→ **WHAT IS EXPECTED**
Search the data for the word "screenshot" and copy every line that contains it.

→ **MATERIAL FOR THIS EXERCISE**
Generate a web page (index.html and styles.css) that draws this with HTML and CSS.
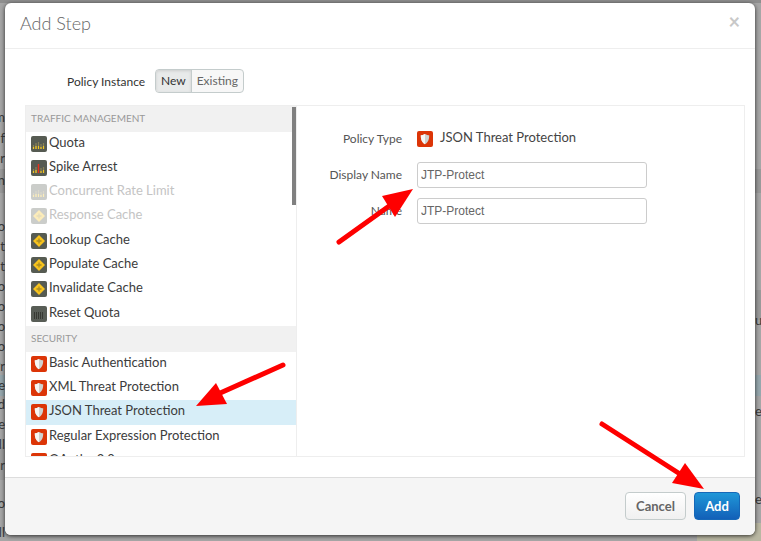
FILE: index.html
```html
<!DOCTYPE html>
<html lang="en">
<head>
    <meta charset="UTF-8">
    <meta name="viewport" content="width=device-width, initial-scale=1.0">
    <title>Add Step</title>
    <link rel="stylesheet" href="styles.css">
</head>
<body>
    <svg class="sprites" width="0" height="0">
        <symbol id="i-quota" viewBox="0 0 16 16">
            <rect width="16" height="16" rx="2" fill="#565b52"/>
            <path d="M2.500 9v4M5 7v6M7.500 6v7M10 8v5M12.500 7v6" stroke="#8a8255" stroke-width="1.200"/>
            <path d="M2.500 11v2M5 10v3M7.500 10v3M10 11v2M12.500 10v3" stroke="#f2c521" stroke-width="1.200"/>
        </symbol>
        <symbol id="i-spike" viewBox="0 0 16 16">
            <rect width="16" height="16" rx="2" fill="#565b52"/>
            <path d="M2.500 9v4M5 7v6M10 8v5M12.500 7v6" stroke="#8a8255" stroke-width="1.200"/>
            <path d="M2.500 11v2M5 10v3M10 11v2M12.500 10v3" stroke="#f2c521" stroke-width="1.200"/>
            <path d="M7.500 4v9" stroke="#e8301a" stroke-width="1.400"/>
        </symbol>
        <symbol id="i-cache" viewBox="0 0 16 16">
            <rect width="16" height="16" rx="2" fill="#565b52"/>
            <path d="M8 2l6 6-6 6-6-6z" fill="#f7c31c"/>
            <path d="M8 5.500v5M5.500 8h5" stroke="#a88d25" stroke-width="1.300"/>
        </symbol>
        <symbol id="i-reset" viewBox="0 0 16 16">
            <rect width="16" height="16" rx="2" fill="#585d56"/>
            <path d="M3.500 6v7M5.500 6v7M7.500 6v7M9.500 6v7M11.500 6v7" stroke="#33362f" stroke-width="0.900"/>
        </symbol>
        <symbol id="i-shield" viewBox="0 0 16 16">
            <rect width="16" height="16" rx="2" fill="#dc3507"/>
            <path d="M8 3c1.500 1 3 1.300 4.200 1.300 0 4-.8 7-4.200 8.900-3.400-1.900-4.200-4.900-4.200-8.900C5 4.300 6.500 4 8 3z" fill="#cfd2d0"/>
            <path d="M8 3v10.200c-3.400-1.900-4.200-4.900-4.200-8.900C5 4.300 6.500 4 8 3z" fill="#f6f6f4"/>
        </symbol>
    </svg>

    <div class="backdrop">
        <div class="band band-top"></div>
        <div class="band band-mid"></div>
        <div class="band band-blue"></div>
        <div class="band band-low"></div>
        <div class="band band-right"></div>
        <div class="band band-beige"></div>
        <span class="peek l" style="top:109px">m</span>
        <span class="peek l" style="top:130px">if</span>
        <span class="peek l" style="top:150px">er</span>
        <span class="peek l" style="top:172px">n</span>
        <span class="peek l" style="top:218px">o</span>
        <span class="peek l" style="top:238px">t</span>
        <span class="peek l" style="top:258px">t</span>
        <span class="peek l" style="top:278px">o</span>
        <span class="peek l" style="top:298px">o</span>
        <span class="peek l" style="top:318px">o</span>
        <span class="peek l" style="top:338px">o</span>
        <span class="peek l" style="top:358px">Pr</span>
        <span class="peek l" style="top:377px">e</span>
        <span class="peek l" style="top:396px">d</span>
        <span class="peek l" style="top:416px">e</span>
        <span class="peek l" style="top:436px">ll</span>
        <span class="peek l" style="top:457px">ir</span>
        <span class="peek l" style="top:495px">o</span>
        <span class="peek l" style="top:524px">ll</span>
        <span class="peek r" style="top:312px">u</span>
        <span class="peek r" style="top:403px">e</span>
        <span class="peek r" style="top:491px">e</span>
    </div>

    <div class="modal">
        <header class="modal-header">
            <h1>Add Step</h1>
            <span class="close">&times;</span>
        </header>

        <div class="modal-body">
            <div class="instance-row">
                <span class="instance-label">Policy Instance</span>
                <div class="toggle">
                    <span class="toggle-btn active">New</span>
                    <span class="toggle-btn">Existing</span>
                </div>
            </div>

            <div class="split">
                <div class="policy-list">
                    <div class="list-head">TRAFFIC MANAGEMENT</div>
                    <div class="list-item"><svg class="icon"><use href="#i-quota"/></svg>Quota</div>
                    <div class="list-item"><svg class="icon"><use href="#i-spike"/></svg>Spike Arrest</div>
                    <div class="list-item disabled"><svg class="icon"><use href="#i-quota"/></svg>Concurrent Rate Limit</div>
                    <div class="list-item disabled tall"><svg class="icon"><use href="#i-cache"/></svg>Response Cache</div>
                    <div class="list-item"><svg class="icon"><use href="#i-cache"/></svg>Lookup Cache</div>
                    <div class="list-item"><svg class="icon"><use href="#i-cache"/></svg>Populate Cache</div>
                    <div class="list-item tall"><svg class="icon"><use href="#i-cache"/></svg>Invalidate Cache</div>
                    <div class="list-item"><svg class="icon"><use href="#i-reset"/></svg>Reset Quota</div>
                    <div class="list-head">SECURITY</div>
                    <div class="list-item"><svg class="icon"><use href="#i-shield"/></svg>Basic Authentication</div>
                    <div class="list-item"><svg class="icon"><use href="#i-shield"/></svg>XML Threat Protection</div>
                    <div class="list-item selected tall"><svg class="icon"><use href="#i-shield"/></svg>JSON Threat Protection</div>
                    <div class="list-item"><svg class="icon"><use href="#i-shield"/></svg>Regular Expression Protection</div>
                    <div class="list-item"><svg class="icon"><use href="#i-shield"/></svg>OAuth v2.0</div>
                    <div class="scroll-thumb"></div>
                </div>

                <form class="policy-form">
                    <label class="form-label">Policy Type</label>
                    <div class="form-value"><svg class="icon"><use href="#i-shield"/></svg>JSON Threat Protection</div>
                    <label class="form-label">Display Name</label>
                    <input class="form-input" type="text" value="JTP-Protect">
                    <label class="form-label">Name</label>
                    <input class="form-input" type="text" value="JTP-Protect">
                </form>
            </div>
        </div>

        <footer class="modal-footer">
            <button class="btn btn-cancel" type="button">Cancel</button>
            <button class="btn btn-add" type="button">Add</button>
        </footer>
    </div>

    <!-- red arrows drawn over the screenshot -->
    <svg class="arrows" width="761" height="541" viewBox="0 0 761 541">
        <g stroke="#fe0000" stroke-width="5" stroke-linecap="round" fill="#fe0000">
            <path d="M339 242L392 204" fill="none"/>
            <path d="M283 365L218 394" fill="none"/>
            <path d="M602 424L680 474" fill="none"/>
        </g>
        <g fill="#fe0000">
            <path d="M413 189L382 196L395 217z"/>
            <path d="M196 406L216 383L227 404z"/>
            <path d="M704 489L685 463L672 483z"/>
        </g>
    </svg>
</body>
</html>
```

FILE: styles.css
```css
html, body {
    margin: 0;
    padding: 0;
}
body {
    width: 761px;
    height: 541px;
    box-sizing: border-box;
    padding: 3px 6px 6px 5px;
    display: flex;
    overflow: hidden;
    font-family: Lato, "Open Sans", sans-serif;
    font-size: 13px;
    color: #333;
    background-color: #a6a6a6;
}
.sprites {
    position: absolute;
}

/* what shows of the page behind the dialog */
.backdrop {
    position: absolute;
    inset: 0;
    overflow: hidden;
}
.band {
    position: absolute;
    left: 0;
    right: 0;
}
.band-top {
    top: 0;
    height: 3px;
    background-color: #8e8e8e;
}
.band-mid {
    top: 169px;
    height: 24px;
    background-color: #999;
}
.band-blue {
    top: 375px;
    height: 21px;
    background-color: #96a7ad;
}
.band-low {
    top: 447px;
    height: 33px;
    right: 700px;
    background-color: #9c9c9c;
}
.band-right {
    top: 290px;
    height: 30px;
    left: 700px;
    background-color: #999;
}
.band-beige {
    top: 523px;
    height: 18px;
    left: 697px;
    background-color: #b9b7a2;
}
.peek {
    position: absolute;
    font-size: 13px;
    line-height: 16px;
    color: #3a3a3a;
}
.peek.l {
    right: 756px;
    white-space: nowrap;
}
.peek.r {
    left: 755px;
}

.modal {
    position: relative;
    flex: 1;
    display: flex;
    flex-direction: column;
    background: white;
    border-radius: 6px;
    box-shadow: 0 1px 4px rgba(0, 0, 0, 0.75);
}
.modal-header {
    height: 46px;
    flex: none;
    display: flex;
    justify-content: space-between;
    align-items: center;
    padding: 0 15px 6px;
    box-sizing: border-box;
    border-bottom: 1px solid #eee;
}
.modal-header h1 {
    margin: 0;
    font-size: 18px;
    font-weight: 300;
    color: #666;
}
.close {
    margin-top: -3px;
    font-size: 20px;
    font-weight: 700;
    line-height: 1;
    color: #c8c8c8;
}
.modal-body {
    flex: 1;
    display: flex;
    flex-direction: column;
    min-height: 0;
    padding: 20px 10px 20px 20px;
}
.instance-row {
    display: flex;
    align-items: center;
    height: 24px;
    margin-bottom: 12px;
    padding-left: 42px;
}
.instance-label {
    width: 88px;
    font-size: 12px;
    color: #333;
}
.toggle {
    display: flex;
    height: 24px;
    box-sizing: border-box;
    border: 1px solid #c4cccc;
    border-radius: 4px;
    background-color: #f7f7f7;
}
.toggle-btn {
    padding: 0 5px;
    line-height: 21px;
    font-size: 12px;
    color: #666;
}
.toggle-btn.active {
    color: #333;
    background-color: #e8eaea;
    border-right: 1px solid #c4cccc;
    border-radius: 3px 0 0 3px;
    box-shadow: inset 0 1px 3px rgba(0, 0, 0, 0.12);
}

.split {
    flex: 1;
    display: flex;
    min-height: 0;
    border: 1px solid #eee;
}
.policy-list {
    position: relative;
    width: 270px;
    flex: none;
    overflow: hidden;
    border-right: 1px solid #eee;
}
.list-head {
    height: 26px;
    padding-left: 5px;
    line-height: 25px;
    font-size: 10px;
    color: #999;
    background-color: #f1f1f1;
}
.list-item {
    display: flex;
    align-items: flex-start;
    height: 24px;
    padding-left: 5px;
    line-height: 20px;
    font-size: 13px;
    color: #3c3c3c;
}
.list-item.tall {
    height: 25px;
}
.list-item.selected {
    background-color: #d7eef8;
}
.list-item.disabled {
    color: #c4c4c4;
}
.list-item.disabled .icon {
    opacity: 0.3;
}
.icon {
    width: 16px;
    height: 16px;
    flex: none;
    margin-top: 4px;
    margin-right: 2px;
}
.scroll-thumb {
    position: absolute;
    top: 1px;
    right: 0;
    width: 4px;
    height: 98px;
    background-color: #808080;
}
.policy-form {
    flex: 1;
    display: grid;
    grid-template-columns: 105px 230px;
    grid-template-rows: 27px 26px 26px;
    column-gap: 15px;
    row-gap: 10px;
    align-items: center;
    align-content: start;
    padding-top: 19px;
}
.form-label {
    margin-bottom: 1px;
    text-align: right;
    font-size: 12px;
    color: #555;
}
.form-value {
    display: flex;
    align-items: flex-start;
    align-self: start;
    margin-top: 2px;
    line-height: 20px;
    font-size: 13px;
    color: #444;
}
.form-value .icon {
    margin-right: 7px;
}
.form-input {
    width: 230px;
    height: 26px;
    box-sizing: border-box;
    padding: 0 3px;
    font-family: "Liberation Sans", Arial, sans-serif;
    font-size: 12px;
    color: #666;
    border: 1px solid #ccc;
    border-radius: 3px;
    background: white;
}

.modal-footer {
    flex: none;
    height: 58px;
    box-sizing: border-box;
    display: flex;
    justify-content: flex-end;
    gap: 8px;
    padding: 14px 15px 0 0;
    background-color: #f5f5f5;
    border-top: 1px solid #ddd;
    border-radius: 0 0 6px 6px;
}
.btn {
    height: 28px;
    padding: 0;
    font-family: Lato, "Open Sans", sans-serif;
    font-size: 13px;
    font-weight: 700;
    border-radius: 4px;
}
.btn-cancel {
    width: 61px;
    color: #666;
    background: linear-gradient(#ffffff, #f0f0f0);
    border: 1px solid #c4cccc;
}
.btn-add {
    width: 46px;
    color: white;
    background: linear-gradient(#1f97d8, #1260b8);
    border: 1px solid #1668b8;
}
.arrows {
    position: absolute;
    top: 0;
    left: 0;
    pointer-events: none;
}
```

==

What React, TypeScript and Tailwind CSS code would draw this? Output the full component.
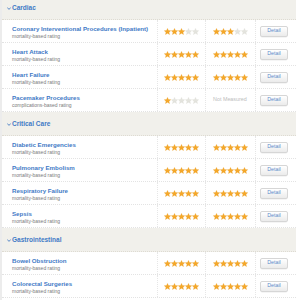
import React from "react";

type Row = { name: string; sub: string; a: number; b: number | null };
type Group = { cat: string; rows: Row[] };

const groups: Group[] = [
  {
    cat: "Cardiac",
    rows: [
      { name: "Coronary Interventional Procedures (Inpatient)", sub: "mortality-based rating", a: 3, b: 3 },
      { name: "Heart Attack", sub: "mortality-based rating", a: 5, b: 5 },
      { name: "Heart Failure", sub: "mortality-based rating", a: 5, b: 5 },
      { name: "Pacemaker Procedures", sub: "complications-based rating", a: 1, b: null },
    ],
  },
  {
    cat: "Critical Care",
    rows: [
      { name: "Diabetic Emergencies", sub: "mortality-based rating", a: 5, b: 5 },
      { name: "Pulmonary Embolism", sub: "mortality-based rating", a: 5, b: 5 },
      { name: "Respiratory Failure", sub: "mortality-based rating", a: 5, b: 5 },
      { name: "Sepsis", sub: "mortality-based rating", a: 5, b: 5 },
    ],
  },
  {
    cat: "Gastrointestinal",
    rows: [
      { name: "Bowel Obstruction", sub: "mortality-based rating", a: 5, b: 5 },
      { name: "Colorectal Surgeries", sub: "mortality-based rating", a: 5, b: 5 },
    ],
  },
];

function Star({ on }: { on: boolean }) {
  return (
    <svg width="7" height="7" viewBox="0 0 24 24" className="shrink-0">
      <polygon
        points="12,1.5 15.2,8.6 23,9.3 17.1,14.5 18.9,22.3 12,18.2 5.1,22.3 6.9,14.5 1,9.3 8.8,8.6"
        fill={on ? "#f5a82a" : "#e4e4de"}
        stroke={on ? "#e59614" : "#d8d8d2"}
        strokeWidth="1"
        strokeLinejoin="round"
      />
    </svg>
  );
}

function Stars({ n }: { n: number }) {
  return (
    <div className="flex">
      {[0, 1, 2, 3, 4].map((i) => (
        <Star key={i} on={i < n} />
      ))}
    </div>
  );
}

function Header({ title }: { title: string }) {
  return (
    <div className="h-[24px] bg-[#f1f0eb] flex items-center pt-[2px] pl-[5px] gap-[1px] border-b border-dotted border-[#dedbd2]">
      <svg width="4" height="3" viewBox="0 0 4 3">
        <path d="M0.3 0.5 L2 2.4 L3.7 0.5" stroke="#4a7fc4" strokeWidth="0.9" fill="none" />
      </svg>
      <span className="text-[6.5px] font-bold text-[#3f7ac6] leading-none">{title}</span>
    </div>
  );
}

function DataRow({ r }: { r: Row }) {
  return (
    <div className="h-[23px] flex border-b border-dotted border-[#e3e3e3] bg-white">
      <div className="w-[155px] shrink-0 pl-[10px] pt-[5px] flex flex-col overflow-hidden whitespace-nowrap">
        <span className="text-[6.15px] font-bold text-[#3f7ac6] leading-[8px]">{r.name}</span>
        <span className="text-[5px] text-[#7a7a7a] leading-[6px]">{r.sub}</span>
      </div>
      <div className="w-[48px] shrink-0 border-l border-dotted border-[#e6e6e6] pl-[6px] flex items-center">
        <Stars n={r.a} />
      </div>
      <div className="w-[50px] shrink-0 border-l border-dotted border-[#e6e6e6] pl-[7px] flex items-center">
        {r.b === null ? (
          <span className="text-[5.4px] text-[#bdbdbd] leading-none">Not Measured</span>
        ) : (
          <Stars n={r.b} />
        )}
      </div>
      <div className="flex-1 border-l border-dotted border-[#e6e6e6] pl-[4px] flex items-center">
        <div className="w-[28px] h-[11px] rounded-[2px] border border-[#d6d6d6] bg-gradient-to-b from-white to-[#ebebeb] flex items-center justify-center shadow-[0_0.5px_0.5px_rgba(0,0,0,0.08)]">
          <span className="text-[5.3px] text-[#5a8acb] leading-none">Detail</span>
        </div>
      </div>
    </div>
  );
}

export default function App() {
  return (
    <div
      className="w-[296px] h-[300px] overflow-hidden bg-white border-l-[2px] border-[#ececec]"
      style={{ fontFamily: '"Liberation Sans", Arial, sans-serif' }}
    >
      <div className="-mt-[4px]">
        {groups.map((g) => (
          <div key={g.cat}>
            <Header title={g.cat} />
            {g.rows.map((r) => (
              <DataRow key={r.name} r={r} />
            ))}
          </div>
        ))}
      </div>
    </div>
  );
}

...

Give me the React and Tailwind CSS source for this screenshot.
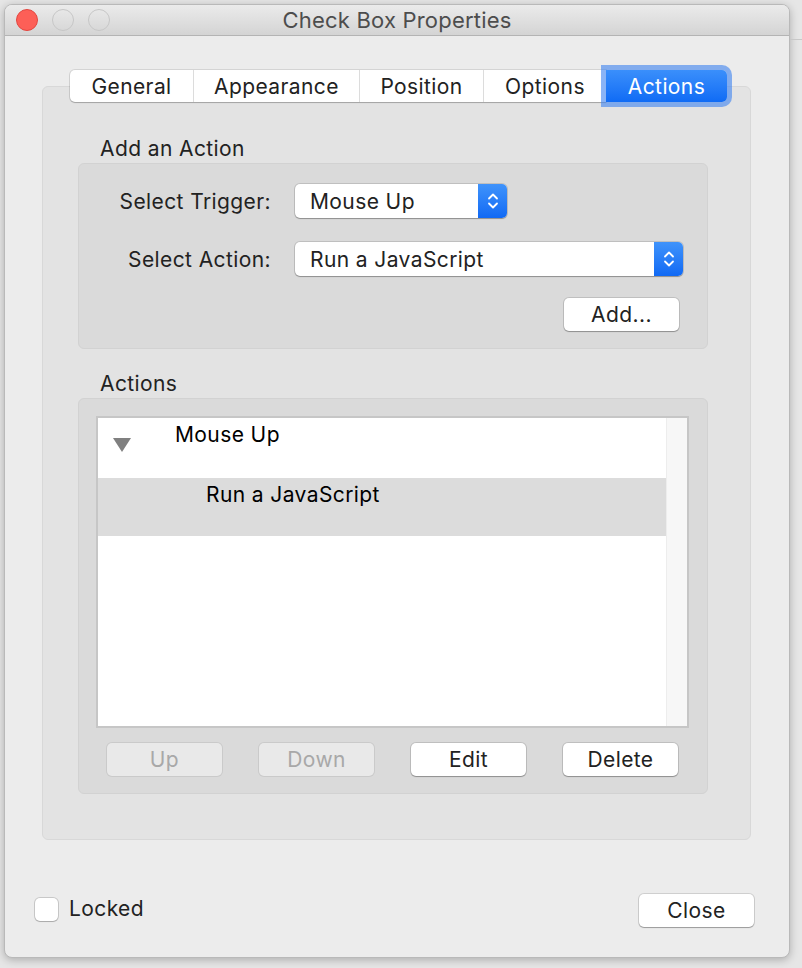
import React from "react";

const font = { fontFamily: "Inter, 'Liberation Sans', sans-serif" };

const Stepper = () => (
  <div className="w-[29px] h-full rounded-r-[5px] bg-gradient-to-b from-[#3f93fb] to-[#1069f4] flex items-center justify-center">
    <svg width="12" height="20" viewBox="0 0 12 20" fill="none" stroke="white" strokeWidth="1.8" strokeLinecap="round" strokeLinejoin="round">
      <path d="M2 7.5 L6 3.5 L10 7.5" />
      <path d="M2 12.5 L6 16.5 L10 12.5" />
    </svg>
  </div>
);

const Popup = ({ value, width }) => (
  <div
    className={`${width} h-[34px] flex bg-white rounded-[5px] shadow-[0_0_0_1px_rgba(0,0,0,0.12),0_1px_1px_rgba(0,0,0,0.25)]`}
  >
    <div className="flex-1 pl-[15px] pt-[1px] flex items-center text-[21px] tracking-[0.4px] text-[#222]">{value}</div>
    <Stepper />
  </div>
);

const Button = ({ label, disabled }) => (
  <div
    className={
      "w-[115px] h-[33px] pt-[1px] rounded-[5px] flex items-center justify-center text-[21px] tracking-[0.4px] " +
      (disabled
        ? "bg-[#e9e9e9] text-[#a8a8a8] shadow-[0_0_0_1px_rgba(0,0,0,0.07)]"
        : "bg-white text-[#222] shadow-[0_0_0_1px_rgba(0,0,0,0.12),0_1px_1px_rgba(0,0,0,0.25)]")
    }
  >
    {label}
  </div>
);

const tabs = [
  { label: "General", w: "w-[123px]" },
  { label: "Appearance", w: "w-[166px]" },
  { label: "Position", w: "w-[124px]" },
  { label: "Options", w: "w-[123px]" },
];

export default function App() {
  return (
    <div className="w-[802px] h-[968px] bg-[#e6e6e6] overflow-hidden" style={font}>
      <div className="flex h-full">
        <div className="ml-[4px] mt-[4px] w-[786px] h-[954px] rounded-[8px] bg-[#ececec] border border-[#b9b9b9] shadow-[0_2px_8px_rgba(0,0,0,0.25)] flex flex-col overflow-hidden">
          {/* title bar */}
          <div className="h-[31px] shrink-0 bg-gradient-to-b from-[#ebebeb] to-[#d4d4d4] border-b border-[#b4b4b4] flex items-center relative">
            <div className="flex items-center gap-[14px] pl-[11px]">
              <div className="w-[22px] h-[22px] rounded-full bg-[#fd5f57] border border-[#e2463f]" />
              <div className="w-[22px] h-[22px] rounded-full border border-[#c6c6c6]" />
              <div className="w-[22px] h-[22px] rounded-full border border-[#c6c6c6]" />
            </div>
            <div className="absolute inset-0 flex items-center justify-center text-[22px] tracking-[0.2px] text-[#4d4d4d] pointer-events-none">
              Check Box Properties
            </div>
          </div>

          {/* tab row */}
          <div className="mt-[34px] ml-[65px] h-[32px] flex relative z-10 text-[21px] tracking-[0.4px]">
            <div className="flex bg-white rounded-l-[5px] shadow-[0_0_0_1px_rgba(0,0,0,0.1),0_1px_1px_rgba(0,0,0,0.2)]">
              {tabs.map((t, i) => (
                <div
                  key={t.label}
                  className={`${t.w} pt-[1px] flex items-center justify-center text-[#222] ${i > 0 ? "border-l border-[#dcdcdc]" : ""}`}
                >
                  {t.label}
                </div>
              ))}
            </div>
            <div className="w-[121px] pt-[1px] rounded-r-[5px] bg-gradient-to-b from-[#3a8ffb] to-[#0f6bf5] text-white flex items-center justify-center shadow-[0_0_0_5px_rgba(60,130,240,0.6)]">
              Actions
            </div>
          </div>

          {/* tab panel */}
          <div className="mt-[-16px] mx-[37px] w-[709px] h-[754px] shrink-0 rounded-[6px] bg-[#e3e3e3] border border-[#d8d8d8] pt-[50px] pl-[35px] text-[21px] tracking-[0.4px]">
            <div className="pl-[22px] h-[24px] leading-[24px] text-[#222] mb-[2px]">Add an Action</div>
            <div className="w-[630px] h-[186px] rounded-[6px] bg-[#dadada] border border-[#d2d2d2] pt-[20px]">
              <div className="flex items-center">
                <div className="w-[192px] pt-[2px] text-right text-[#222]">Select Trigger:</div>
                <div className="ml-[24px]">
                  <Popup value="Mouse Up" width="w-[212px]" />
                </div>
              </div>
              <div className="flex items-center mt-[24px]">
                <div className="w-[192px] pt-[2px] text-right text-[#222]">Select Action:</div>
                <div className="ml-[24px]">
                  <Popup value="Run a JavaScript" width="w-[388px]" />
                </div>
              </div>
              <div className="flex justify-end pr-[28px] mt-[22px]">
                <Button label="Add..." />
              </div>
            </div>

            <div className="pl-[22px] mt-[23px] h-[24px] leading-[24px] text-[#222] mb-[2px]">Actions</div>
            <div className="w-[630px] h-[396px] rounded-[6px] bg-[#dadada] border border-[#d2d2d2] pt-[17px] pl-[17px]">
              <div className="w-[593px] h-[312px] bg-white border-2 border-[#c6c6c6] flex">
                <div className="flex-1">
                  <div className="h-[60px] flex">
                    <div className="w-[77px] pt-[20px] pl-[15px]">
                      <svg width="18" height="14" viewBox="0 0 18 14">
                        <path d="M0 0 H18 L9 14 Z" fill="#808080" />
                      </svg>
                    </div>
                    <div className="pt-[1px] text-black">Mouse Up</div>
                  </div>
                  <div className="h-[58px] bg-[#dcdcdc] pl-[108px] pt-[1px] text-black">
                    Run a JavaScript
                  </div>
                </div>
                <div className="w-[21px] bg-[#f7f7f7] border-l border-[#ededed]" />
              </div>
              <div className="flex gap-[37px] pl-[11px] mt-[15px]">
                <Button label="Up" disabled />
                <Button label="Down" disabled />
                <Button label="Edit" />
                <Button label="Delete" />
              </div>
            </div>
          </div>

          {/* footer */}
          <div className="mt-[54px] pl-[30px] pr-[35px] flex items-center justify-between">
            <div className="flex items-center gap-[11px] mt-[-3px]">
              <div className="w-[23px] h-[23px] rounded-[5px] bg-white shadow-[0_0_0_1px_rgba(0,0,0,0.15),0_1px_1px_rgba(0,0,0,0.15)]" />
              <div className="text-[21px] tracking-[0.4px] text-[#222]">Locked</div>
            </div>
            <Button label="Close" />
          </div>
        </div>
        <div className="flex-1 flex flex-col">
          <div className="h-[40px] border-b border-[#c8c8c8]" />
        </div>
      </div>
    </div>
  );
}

→ **FINISHED ANSWER**
    <!-- red arrows drawn over the screenshot -->
Give me the React and Tailwind CSS source for this screenshot.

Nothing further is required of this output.